I was with Galaz on La Viveta Segunda—a 72-foot (22 meters) support vessel that was part of the fleet of dive boats and cage-towing tugs following the purse seiners. Around 11 a.m., the spotter planes spied a school, setting the purse seiners on a 19-knot dash. The stakes were high. Even a small school of 200 bluefin can, when fattened, fetch more than half a million dollars on the Japanese market. Galaz watched through binoculars as an Ecolofish seiner reached the school first and began encircling it with a mile-long (1.6 kilometers) net.

“He’s fishing!” Galaz shouted. “He’s shooting the net!”

It was not an unalloyed victory. Before Ecolofish’s boat could complete its circle, a Fuentes seiner rushed forward and stopped just short of the unfurling net. Under one of the few rules that exist in the free-for-all for Mediterranean bluefin, this symbolic touch entitled the competing boat to split the catch fifty-fifty.

Over the next several hours, Galaz and his divers transferred the fish—163 bluefin, averaging about 300 pounds (135 kilograms)—from the purse-seine net into the sea cage, a large holding pen about 160 feet (50 meters) in diameter, with a sturdy plastic frame supporting a heavy mesh net. As the pen, already brimming with a thousand bluefin caught in the days before, was aligned with the purse-seine net, Galaz invited me into the water.

Swimming with the tuna was mesmerizing but unsettling. Giant bluefin are, as Galaz put it, “like missiles, prepared for speed and power.” Their backs were battleship gray topped with a saw-toothed line of small yellow dorsal fins. Their sides had the look of battered chrome and steel; some bore the streak of an electric blue line. The larger fish, weighing more than 500 pounds (230 kilograms), were at least eight feet (two meters) long.

One giant bluefin—some 300 pounds (135 kilograms) heavier and two feet (0.6 meters) longer than most of the others—caught my eye. It was not swimming endlessly with the school in a clockwise gyre. Instead, it darted in different directions, sullen and aggressive, nearly brushing against me as it scanned me with large, black, disk-shaped eyes. There was something else: a stainless-steel hook embedded in its mouth, trailing a long strand of monofilament line. In recent weeks, this fish had lunged at one of the thousands of baited hooks set by a longline vessel. Somehow, it had broken free.

After untying the large mesh gates on the pen, Galaz and his divers began herding fish. Peeling off from their gyre, the bluefin whizzed into the cage like torpedoes. The fish with the hook in its mouth was one of the last to leave, but eventually it shot up from the depths and into the cage, dragging a diver who had hitched a ride on the line.
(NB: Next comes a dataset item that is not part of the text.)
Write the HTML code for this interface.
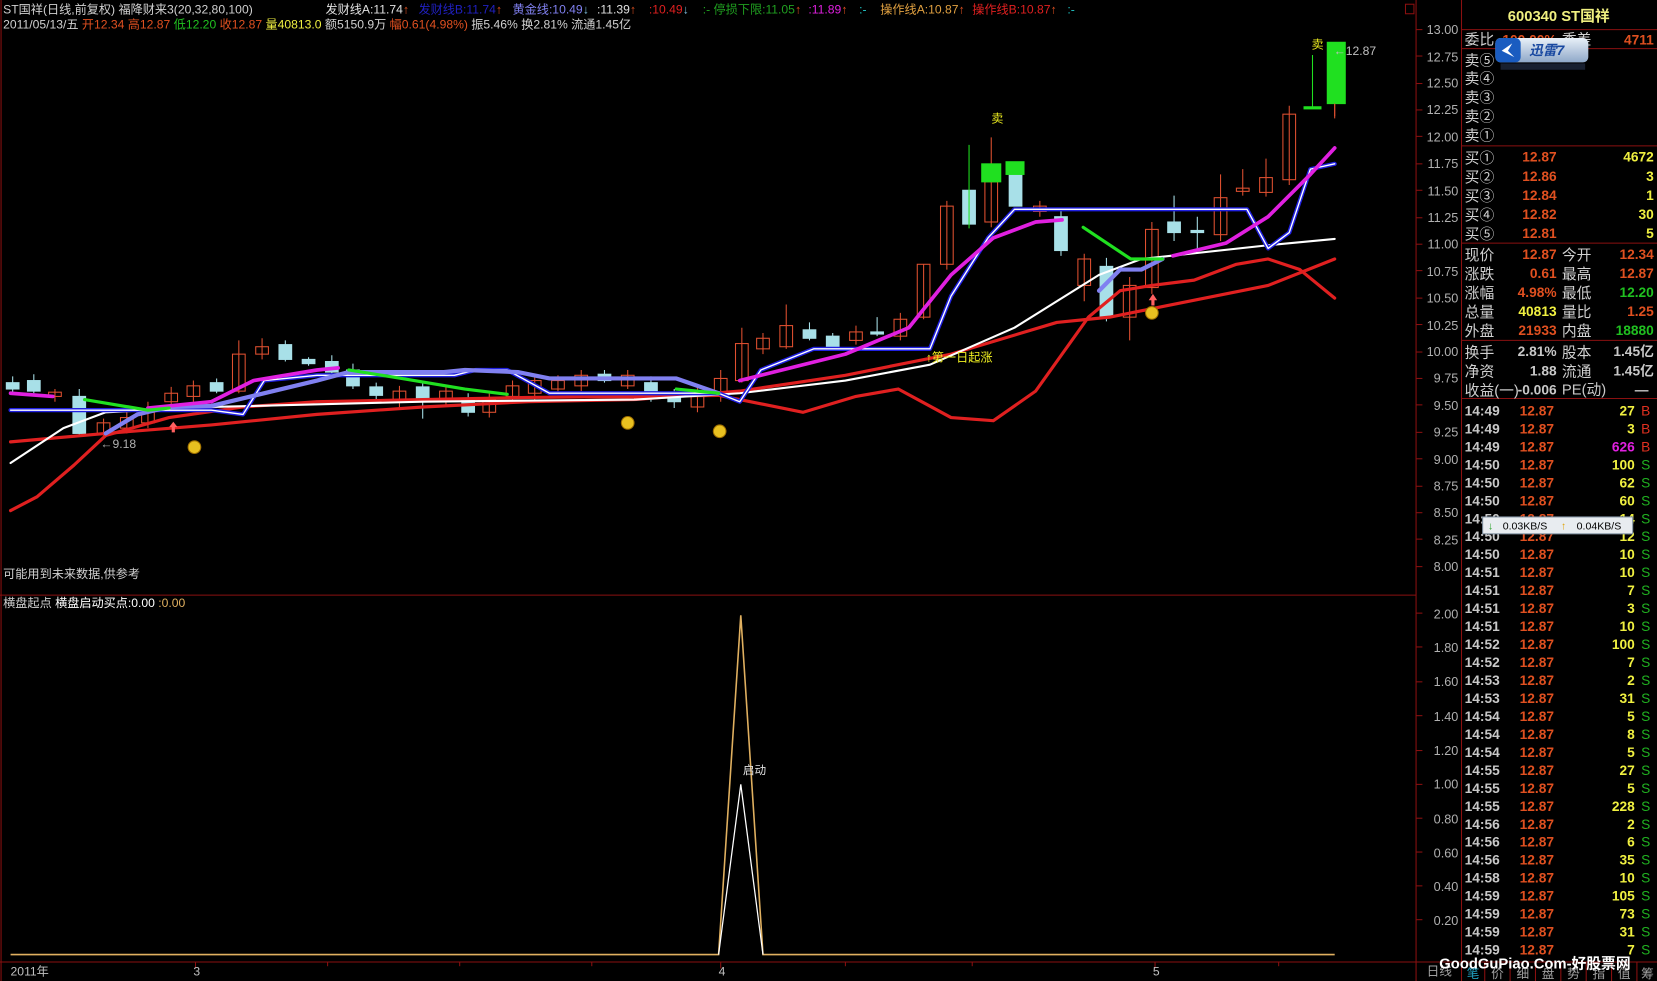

Ecolofish’s catch was part of an annual legal take of 32,000 metric tons in the Mediterranean and eastern Atlantic. The true quantity, however, is closer to between 50,000 metric tons and 60,000 metric tons. The group charged with managing bluefin tuna stocks, the International Commission for the Conservation of Atlantic Tuna (ICCAT), has acknowledged that the fleet has been violating quotas egregiously. Scientists estimate that if fishing continues at current levels, stocks are bound to collapse. But despite strong warnings from its own biologists, ICCAT—with 43 member states—refused to reduce quotas significantly last November, over the objections of delegations from the U.S., Canada, and a handful of other nations. Because bluefin sometimes migrate across the Atlantic, American scientists, and bluefin fishermen who abide by small quotas off their coasts, have long been calling for a large reduction in the Mediterranean catch.

“The Mediterranean is at the point that if bluefin stocks are not actually collapsing, they are approaching collapse,” said William T. Hogarth, ICCAT’s recently appointed chairman, who also serves as director of the U.S. National Marine Fisheries Service. “I was really disappointed—when it got to bluefin, science just seemed to go out the window. The bottom line was that, as chairman, I felt I was sort of presiding over the demise of one of the most magnificent fish that swims the ocean.”